Thea

Thea
Everyone needs some privacy
Showing posts with label The Erotic Genre. Show all posts
Showing posts with label The Erotic Genre. Show all posts

Tuesday, 25 October 2016

Erotic Genre: How real can/should you be?


Sex with a ghost isn’t very real – unless you truly believe.

Sex with a werewolf? Vampire? Okay, way stranger images are coming to mind now.

I’m thinking the nitty-gritty. Basic human beings. How real should the sex be?

Protection?
Lube?
Noises?
Duration?
Smells?

Is the erotic audience ready for the turn-on, fantasy, reality, escape, wishful thinking and/or do they want it down and real?

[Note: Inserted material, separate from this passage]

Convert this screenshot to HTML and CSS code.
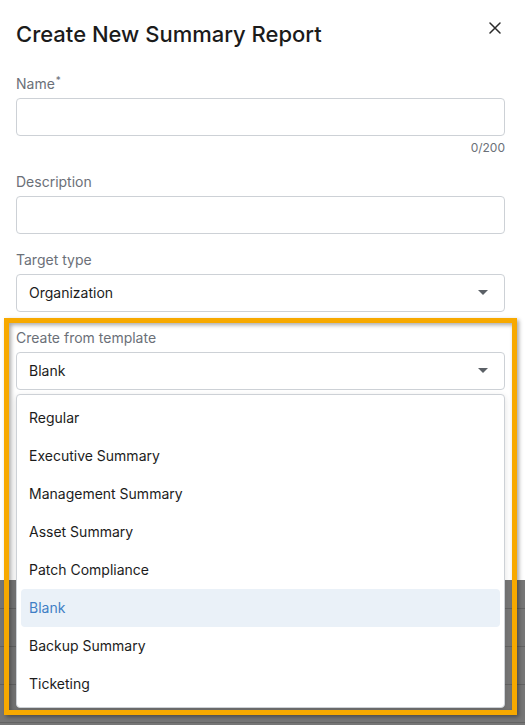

How is real – sexy? Is the mundane ever sexy? Do we secretly want our erotic read to be relatable as we pretend to friends it’s really fantasy we’re after?

Does this mean we can feel rejected by a book’s hot lover just because we think we’re inadequate? Do beautifully perfect people scare us – maybe they want us?


The truth is, as it is for all writing, be real to the story you’re telling, nothing less or nothing much more is ever needed. 


Tuesday, 24 May 2016

Erotic Genre: Getting into the right mindset


Almost like I’m talking time balancing again. And, maybe it’s just me but I can’t just walk into my erotic story and start writing. Even writing these postings I need to put on my Thea persona and do that “become” her bit. Again, maybe this is all just me and I’m making too much out of it. Making the writing more difficult than it needs to be.

The one thing I really need for writing erotica is quiet and no one bugging me. It’s awkward writing a sex scene and have your family walk in on you. Talk about killing the mood.

Does it get easier?

I think I might have burnt myself out writing too much of Bonnie and Boris during Nano. I overdosed on sex.

How lame is it to say I’m not in the mood? The truth may be closer to me just being afraid I might actually succeed and then what?

Sorry, my Thea hat slipped and my own self took over there. Time to say toodles just for now.



Tuesday, 26 April 2016

The Erotic Genre: Is it all in the mind


Our minds have always filled in the blanks whenever we’ve seen a man carry a woman up the stairs to the closed bedroom door. We know what happened under the covers between the twin beds. We know what steamed windows mean.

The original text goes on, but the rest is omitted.